Hagedorn fired his chief of staff shortly after the allegations broke, though Sample remains on staff. The Congressman insisted that he did nothing wrong and began an internal review when he was made aware of the issue.
“The way the contracts were put together, I didn’t approve of that,” he said. “When I found out about it, I immediately made personnel changes.”
Hagedorn pushed some blame to the Democrats, noting that the House Administration Committee had approved the mailings. At a recent debate, he counterattacked his opponent Feehan for working for several Washington-based groups over the last several years.

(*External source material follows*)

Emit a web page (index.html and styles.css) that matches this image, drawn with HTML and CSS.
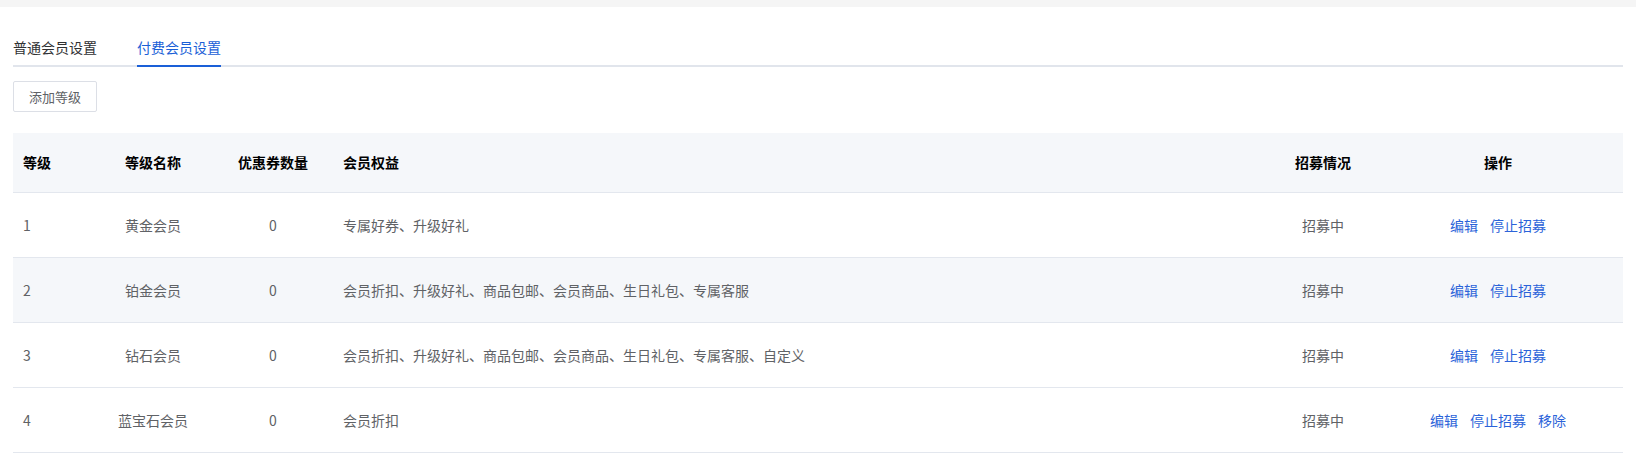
FILE: index.html
```html
<!DOCTYPE html>
<html lang="zh-CN">
<head>
<meta charset="utf-8">
<title>付费会员设置</title>
<link rel="stylesheet" href="styles.css">
</head>
<body>
<div class="topbar"></div>
<div class="page">
  <div class="tabs">
    <div class="tab">普通会员设置</div>
    <div class="tab active">付费会员设置</div>
  </div>
  <div class="toolbar">
    <button class="btn">添加等级</button>
  </div>
  <table class="grid">
    <colgroup>
      <col class="c-level">
      <col class="c-name">
      <col class="c-count">
      <col class="c-rights">
      <col class="c-status">
      <col class="c-ops">
    </colgroup>
    <thead>
      <tr>
        <th class="left">等级</th>
        <th>等级名称</th>
        <th>优惠券数量</th>
        <th class="left">会员权益</th>
        <th>招募情况</th>
        <th>操作</th>
      </tr>
    </thead>
    <tbody>
      <tr>
        <td class="left">1</td>
        <td>黄金会员</td>
        <td>0</td>
        <td class="left">专属好券、升级好礼</td>
        <td>招募中</td>
        <td><span class="ops"><a>编辑</a><a>停止招募</a></span></td>
      </tr>
      <tr class="stripe">
        <td class="left">2</td>
        <td>铂金会员</td>
        <td>0</td>
        <td class="left">会员折扣、升级好礼、商品包邮、会员商品、生日礼包、专属客服</td>
        <td>招募中</td>
        <td><span class="ops"><a>编辑</a><a>停止招募</a></span></td>
      </tr>
      <tr>
        <td class="left">3</td>
        <td>钻石会员</td>
        <td>0</td>
        <td class="left">会员折扣、升级好礼、商品包邮、会员商品、生日礼包、专属客服、自定义</td>
        <td>招募中</td>
        <td><span class="ops"><a>编辑</a><a>停止招募</a></span></td>
      </tr>
      <tr>
        <td class="left">4</td>
        <td>蓝宝石会员</td>
        <td>0</td>
        <td class="left">会员折扣</td>
        <td>招募中</td>
        <td><span class="ops"><a>编辑</a><a>停止招募</a><a>移除</a></span></td>
      </tr>
    </tbody>
  </table>
</div>
</body>
</html>
```

FILE: styles.css
```css
* { box-sizing: border-box; }
html, body { margin: 0; padding: 0; background: #fff; }
body {
  font-family: "Microsoft YaHei", "Noto Sans CJK SC", "Liberation Sans", sans-serif;
  font-size: 14px;
  color: #606266;
}
.topbar { height: 7px; background: #f5f5f5; }
.page { padding: 20px 13px 0 13px; }

.tabs {
  display: flex;
  gap: 40px;
  height: 40px;
  border-bottom: 2px solid #e1e5ec;
}
.tab {
  height: 40px;
  line-height: 40px;
  font-size: 14px;
  color: #303133;
  margin-bottom: -2px;
  border-bottom: 2px solid transparent;
}
.tab.active {
  color: #1a5fd7;
  border-bottom-color: #1a5fd7;
}

.toolbar { padding-top: 14px; padding-bottom: 21px; }
.btn {
  width: 84px;
  height: 31px;
  padding: 0;
  background: #fff;
  border: 1px solid #dcdfe6;
  border-radius: 2px;
  font-family: inherit;
  font-size: 13px;
  color: #606266;
}

.grid {
  width: 100%;
  border-collapse: collapse;
  table-layout: fixed;
}
.c-level { width: 80px; }
.c-name { width: 120px; }
.c-count { width: 120px; }
.c-status { width: 100px; }
.c-ops { width: 250px; }

.grid th {
  height: 59px;
  background: #f5f7fa;
  color: #000;
  font-weight: bold;
  font-size: 14px;
  text-align: center;
  padding: 0 10px;
  border-bottom: 1px solid #e3e7ee;
}
.grid td {
  height: 65px;
  text-align: center;
  padding: 0 10px;
  border-bottom: 1px solid #e3e7ee;
  white-space: nowrap;
}
.grid .left { text-align: left; }
.grid tr.stripe td { background: #f5f7fa; }

.ops { display: inline-flex; gap: 12px; }
.ops a { color: #2b63d9; cursor: pointer; }
```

COVID, childcare and reopening
Hagedorn pledged to support legislation that would shield businesses from COVID-19 related liability lawsuits, provided they follow state, local and federal guidelines. He said that without those protections, many businesses could face huge risks in reopening.
“We have to have it for our schools, small businesses and others so people can get back to work,” he said.
Doyal also pressed Hagedorn on the issue of unemployment insurance, noting that many local businesses had said increased unemployment checks made it more difficult to bring employees back to work.
Hagedorn said that he backed the CARES Act and other legislation in part because he believes it’s important to support people going through hardship due to COVID-19. However, he doesn’t believe the unemployment checks under the CARES Act were administered well.
“In the future we need to have a standard that protects and helps people when they’re down and out,” he said. “But when they’re called back to work, they need to lose their unemployment.”
In general, Hagedorn said that Congress should take a very cautious approach to unemployment benefits. Should those on unemployment get paid more than those in the workforce, he warned it could disincentivize work.
Hagedorn, who identifies as a fiscal conservative, said that additional stimulus is justified but that it should be targeted to where it is most needed. In particular, he said farmers and small businesses in the 1st District are in need of assistance.
“Everything we spend moving forward should be targeted toward where the need is,” he said, adding that without additional small business assistance, Hagedorn said that business closures could devastate the local economy. In addition to providing more funding, he said that Congress should work to streamline the assistance application process for small businesses as well.
Another top issue for the chamber was the lack of affordable childcare. Hagedorn touted legislation he’s backed that would allow parents to use pre-tax income to pay for childcare, and has also backed bills to provide loans and grants for aspiring childcare providers.
Hagedorn said that the issue has been exacerbated by the approach of his predecessor as 1st District Congressman, Gov. Tim Walz, toward the pandemic. Along with Emmer and Stauber, he’s urged Walz to relax restrictions to help get Minnesota students back in school.
“The problem is exacerbated when parents aren’t able to go back to work full-time because they’re having to take care of kids at home,” he said.